Kimberly Merchant, Managing Attorney and Director of Educational Opportunities for the Mississippi Center for Justice, sees this injustice firsthand: One of her clients was an A-and-B student who was being bullied. Because school administrators neglected to address the problem, he took matters into his own hands and got into a scuffle with the bully. Up until that point, his discipline record was spotless. Nevertheless, the boy was suspended for 10 days, sentenced to alternative school for 45 days, and then referred to Youth Court.

Merchant explains the dilemma the boy faces as a result of a failed school discipline policy: “Now, as a junior, he’s required to take state area tests in order to graduate. If he doesn’t get instruction, he can’t learn. So you have to fight to get that back. Luckily, the judge agreed with me. But at 16, my client has to understand the world he lives in as a black man in this community.”

So what can parents do? “I think we need a more concerted effort on how to work with schools,” Killins said. “We need to make schools a hub of the community to help parents.”

To help you forge a positive relationship with your school and better advocate for your child, here is a school discipline primer with some key terms for you to know:

Alternative school: These schools are historically reserved for kids with behavior problems or who have been expelled from their regular school. Unfortunately, although there should be counselors and social workers on campus, there often aren’t. “There are laws around these schools; still, it’s become a dumping ground,” says Merchant. “This is the extreme of getting in trouble,” says Killins. “Alternative school is the closest thing to prison that a young person can experience.”
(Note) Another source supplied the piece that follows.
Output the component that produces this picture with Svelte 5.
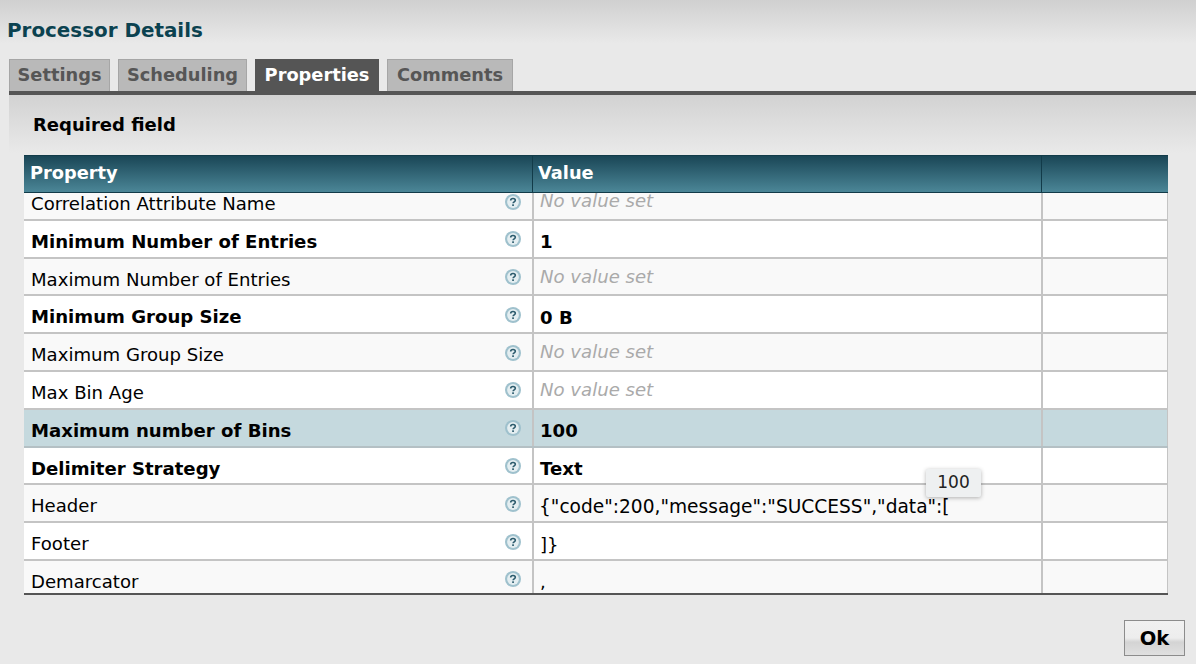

Corporal punishment: 22 states (including Mississippi) allow the use of corporal punishment in their schools as a means to punish students. What’s more, there are racial disparities as to who gets physically punished. According to the Department of Education’s Civil Rights Data Collection (CRDC), of the more than 110,000 students nationally who received corporal punishment, 40,000 ( or 36%) of those students were black. By comparison, black boys make up only 16 percent of the total public school student population. Similarly, in states where students were subjected to corporal punishment, black boys were nearly twice as likely as white boys to be punished, while black girls were targeted nearly three times as much as white girls.

Expulsion: Exclusion, withdrawing, or permanent exclusion that terminates the student’s education. This is the ultimate last resort, when all other methods of discipline have failed. However, with some zero tolerance policies, expulsion may also be used for a single offense. In other cases, expelled students are sent to an alternative school.

In-school suspension (ISS): School officials separate the student from their regular class, and gathers a group to be monitored by a teacher. Advocates of school discipline reform are skeptical that some schools overuse this type of discipline to rejigger their out-of-school suspension numbers. So be sure to inquire about for in-school and out-of-school suspension rates.

Out-of-school suspension (OSS): Out-of-school suspension bans the student from being on school grounds during school hours while school is in session. Schools are often required to notify the student’s parents of the reason for and duration of the suspension. Suspended students are usually required to continue to learn and complete assignments from the days in which they miss instruction, which can put them behind their classmates who are in school.

Positive Behavioral Intervention and Support (PBIS): Teaching behavioral expectations for good behavior and rewarding students when they do that is a much more positive approach than waiting for bad behavior to happen. But, in the past, school-wide discipline focused on reacting to misbehavior by punishing the student. Instead, schools that reinforce positive behavior have seen success. The purpose of school-wide PBIS is to establish a climate in which appropriate behavior is the norm.

School Resource Officers (SRO): Citing school safety, more and more schools rely on School Resource Officers (local police assigned full time to patrol campuses) to handle discipline problems—including not-so-serious misconduct that used to be the responsibility of teachers or principals. Having SROs in schools can be a controversial subject, as the debate rages on as to whether they keep schools safer or contribute to the school-to-prison pipeline. But it’s important to know whether your child’s school has an SRO and in what instances they are called in—ask your principal or check the school handbook.

Youth Court: Also called teen, peer, and student courts, these are justice programs in which youth sentence their peers for minor delinquent (like theft and vandalism) and status offenses (of which an adult would not be accused) and other problem behaviors. According to the National Youth Court Database, 93% of youth court programs in the U.S. require the student to admit guilt prior to participating in youth court, unlike a real juvenile courtroom, where you’re innocent until proven guilty. But the idea is that a resolution can be made amongst a student’s peers, rather than handing the case over to the juvenile justice system.

Zero tolerance policies: Zero tolerance policies require school officials to hand down harsh punishment—usually suspension or expulsion—when students break certain rules. Unfortunately, the punishment applies regardless of the circumstances, the reasons for the behavior (like self-defense), or the student’s record. That’s why some critics call these policies “one strike and you’re out.” First introduced in the 1990s, zero tolerance policies were intended to make schools safer places to learn. But researchers have not found any conclusive evidence that these policies have been effective at doing that. Meanwhile, suspension rates have skyrocketed. The infractions range from bringing a weapon to school to cutting in lunch line, yet both yield the same result. So if you do nothing else, find out if your child has school has a zero tolerance policy.